Não é nada indiferente que esse lugar de pecado seja uma mulher com a aparência de Jennifer Jones (provavelmente, o efeito seria anulado, se o canalizador, como esperava o proprietário da primeira casa, fosse um homem). Não é nada indiferente que a acção se situe em Inglaterra, lugar por excelência da "limpeza", da "medida" e do "vitorianismo", naqueles assombrosos décors, onde o supremo tabu é, por definição, a referência a qualquer orgânica necessidade; não é nada indiferente que o tempo do filme seja o do imediato pré-guerra (1938), quando a sociedade inglesa estava nas vésperas de ser contaminada pelo mal nazi; não é nada indiferente que o único cúmplice de Cluny Brown, Adam Belinski, seja um estrangeiro, uma vítima do nazismo e comece por ser confundido com o esperado canalizador.

Logo nessa sequência inicial se estabelece, em torno do problema de lugar que tanto preocupa Jennifer Jones (enquanto está agachada debaixo do lava-loiças) a cumplicidade entre ela e Boyer. À transgressão de Jones, junta Boyer a transgressão verbal explicando-lhe a indiferença dos lugares e a permutabilidade entre as frases "nozes para os esquilos" ou "esquilos para as nozes" que, na sequência perto do fim, quando Jones vai ter com Boyer ao comboio, permite a este a plena revelação (associada ao tema da roupa de baixo).

Dessa inicial sequência de canalizadores, passamos para o solar e para Jones criada. A entrada desta em casa dos patrões é um dos momentos mais admiráveis do filme, e, provavelmente, poucas obras, mesmo em parâmetros ideológicos que Lubitsch não tinha, nos terão dito tanto sobre o estatuto e relações de classes. Porque Jones é confundida com uma "aventura" do velho coronel, personagem cujo estatuto implicava a tolerância para tais situações. Isto lhe permite sentar-se à mesa, tomar chá e, sobretudo – facto mais chocante – comer muito, o que torna cada vez mais surpreendente, aos olhos dos lordes, a sua associação ao coronel, mesmo como aventura dum dia.
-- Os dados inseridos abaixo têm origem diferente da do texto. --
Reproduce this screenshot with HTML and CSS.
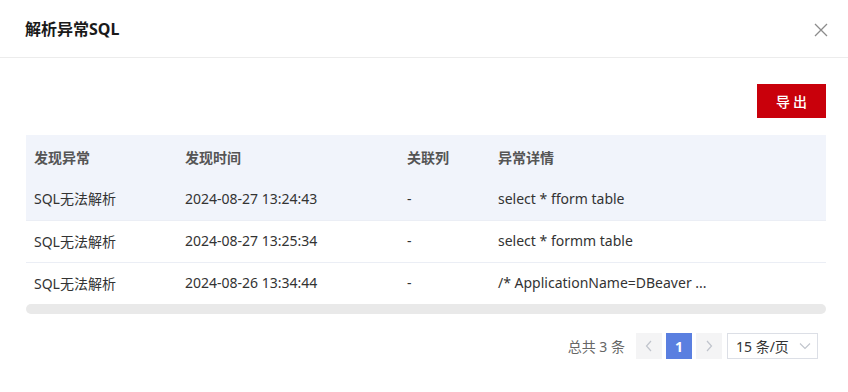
FILE: index.html
```html
<!DOCTYPE html>
<html lang="zh-CN">
  <head>
    <meta charset="UTF-8" />
    <title>解析异常SQL</title>
    <link rel="stylesheet" href="styles.css">
  </head>
  <body>
    <div class="dialog">
      <div class="dialogHeader">
        <h2 class="title">解析异常SQL</h2>
        <button class="closeBtn">
          <svg width="14" height="14" viewBox="0 0 14 14">
            <path d="M1 1L13 13M13 1L1 13" stroke="#8c8c8c" stroke-width="1.3" fill="none" />
          </svg>
        </button>
      </div>
      <div class="dialogBody">
        <div class="toolbar">
          <button class="exportBtn">导出</button>
        </div>
        <table class="grid">
          <thead>
            <tr>
              <th class="c1">发现异常</th>
              <th class="c2">发现时间</th>
              <th class="c3">关联列</th>
              <th class="c4">异常详情</th>
            </tr>
          </thead>
          <tbody>
            <tr class="hover">
              <td>SQL无法解析</td>
              <td>2024-08-27 13:24:43</td>
              <td>-</td>
              <td>select * fform table</td>
            </tr>
            <tr>
              <td>SQL无法解析</td>
              <td>2024-08-27 13:25:34</td>
              <td>-</td>
              <td>select * formm table</td>
            </tr>
            <tr>
              <td>SQL无法解析</td>
              <td>2024-08-26 13:34:44</td>
              <td>-</td>
              <td>/* ApplicationName=DBeaver ...</td>
            </tr>
          </tbody>
        </table>
        <div class="scrollbar"></div>
        <div class="pager">
          <span class="total">总共 3 条</span>
          <button class="pageBtn arrow">
            <svg width="8" height="12" viewBox="0 0 8 12">
              <path d="M6 1L1.5 6L6 11" stroke="#c0c4cc" stroke-width="1.2" fill="none" />
            </svg>
          </button>
          <button class="pageBtn active">1</button>
          <button class="pageBtn arrow">
            <svg width="8" height="12" viewBox="0 0 8 12">
              <path d="M2 1L6.5 6L2 11" stroke="#c0c4cc" stroke-width="1.2" fill="none" />
            </svg>
          </button>
          <div class="sizeSelect">
            <span>15 条/页</span>
            <svg width="12" height="8" viewBox="0 0 12 8">
              <path d="M1 1.5L6 6.5L11 1.5" stroke="#c0c4cc" stroke-width="1.1" fill="none" />
            </svg>
          </div>
        </div>
      </div>
    </div>
  </body>
</html>
```

FILE: styles.css
```css
* {
  margin: 0;
  padding: 0;
  box-sizing: border-box;
  font-family: "Noto Sans", "Noto Sans CJK SC", sans-serif;
}
body {
  background-color: #fff;
  width: 848px;
  height: 392px;
  overflow: hidden;
}
.dialog {
  width: 848px;
}
.dialogHeader {
  height: 58px;
  display: flex;
  justify-content: space-between;
  align-items: center;
  padding: 0 20px 0 25px;
  border-bottom: 1px solid #ececec;
}
.title {
  font-size: 16px;
  font-weight: 700;
  color: #1a1a1a;
  line-height: 22px;
}
.closeBtn {
  background: none;
  border: none;
  width: 14px;
  height: 14px;
  display: flex;
  margin-top: 2px;
}
.dialogBody {
  padding: 26px 22px 0 26px;
}
.toolbar {
  display: flex;
  justify-content: flex-end;
  margin-bottom: 17px;
}
.exportBtn {
  width: 69px;
  height: 34px;
  background-color: #c9000b;
  border: none;
  color: #fff;
  font-size: 14px;
  font-weight: 500;
  letter-spacing: 3px;
  padding-left: 3px;
  font-family: "Noto Sans CJK SC", sans-serif;
}
.grid {
  width: 800px;
  border-collapse: collapse;
  table-layout: fixed;
  font-size: 14px;
}
.grid th {
  height: 43px;
  background-color: #f1f4fb;
  color: #555;
  font-weight: 700;
  text-align: left;
  padding: 0 8px;
}
.grid td {
  height: 42px;
  color: #333;
  padding: 0 8px 1px;
  border-bottom: 1px solid #ebeef5;
  white-space: nowrap;
}
.grid tbody tr:last-child td {
  border-bottom: none;
}
.grid tr.hover td {
  background-color: #f1f4fb;
}
.c1 { width: 151px; }
.c2 { width: 222px; }
.c3 { width: 91px; }
.scrollbar {
  width: 800px;
  height: 10px;
  border-radius: 5px;
  background-color: #e9e9e9;
}
.pager {
  display: flex;
  justify-content: flex-end;
  align-items: center;
  margin-top: 19px;
  padding-right: 8px;
  font-size: 14px;
}
.total {
  color: #666;
  margin-right: 11px;
}
.pageBtn {
  width: 26px;
  height: 26px;
  border: none;
  background-color: #f4f4f5;
  display: flex;
  align-items: center;
  justify-content: center;
  margin-right: 4px;
  font-size: 14px;
  font-weight: 700;
}
.pageBtn.active {
  background-color: #5a7fe0;
  color: #fff;
}
.sizeSelect {
  width: 91px;
  height: 26px;
  border: 1px solid #dcdfe6;
  display: flex;
  align-items: center;
  justify-content: space-between;
  padding: 0 6px 0 8px;
  color: #333;
  margin-left: 1px;
}
```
E quando finalmente Cluny Brown revela ao que vem, a imperceptível mudança (mas para ela decisiva) explica, finalmente, pela sua classe, o seu mistério, que é fundamentalmente o mistério do prazer. Depois, é a portentosa oposição ao mundo dos velhos mordomos (a relação entre a cozinheira e o mordomo é uma das mais geniais "maldades" de Lubitsch) e a cena em que Jones serve o jantar, tornando-se culpada da única gaffe indesculpável: ter explicado ao patrão que havia na peça de carne bocados melhores e bocados piores e que devia escolher os primeiros e não os segundos. Em torno da comida, prossegue a alusão que tinha começado em torno dos detritos: a história é a mesma. História a que vários contrastes – a casa do farmacêutico, o episódio amoroso entre Betty e o filho dos donos da casa, com os gritos e a impecável intervenção da sogra – vão conferindo maior peso elíptico, dando sempre o avesso de um direito jamais mostrado para, em termos convencionais, mostrar o direito de um avesso jamais exibido. E chegamos à segunda sequência de canalização, do dia do anúncio de casamento, em que o único cúmplice de Cluny é o miúdo e em que o presente de anos (a acção de dar prazer) se transforma na desgraça da protagonista. Para lá de tudo o que faz rir e do monumento de mise-en-scène que essa sequência é, Lubitsch retira as últimas dúvidas sobre a falta de lugar de Cluny Brown. Lugar que só encontrará no fim, na América, vestida de peles, entre novas associações não menos escabrosas: o romance policial e os ataques dos rouxinóis (nightingale em inglês, com a implícita alusão à vitória da noite sobre o dia, do mundo da criada e do exilado sobre o das ordenadas e limpas vidas que antes víramos).

A propósito de Heaven Can Wait (e recorde-se que esse filme e este são as duas últimas obras de Lubitsch) escrevi que o riso do autor se ia progressivamente gelando e recordei La Règle du Jeu de Renoir. Cluny Brown tem mais uma vez que ver com isso. O típico mundo lubitschiano, da plenitude de todos os instantes e da riqueza e variedade de histórias e personagens, atinge nesta obra magistral um despojamento deveras surpreendente. Já se disse que ele era "o lado oculto" de uma obra de que os outros filmes seriam o lado visível. Talvez seja melhor dizer que, ultrapassando o artifício da ilusão, Lubitsch se concentrou na ilusão do artifício: uma história em que quase se não passa nada, personagens quase sem história e a elipse a invadir todo o filme tornando-o progressivamente silencioso e fantomático. Por isso, talvez, este é um filme sem música, por isso, talvez este é o filme de Lubitsch em que a câmara menos se move e em que o vazio ocupa mais lugar. Cineasta tão ligado ao prazer e à carne, é sintomático que tenha terminado filmando o tabu desse prazer e dessa carne, ou o grande escândalo – o pecado – da sua jamais pacífica coexistência.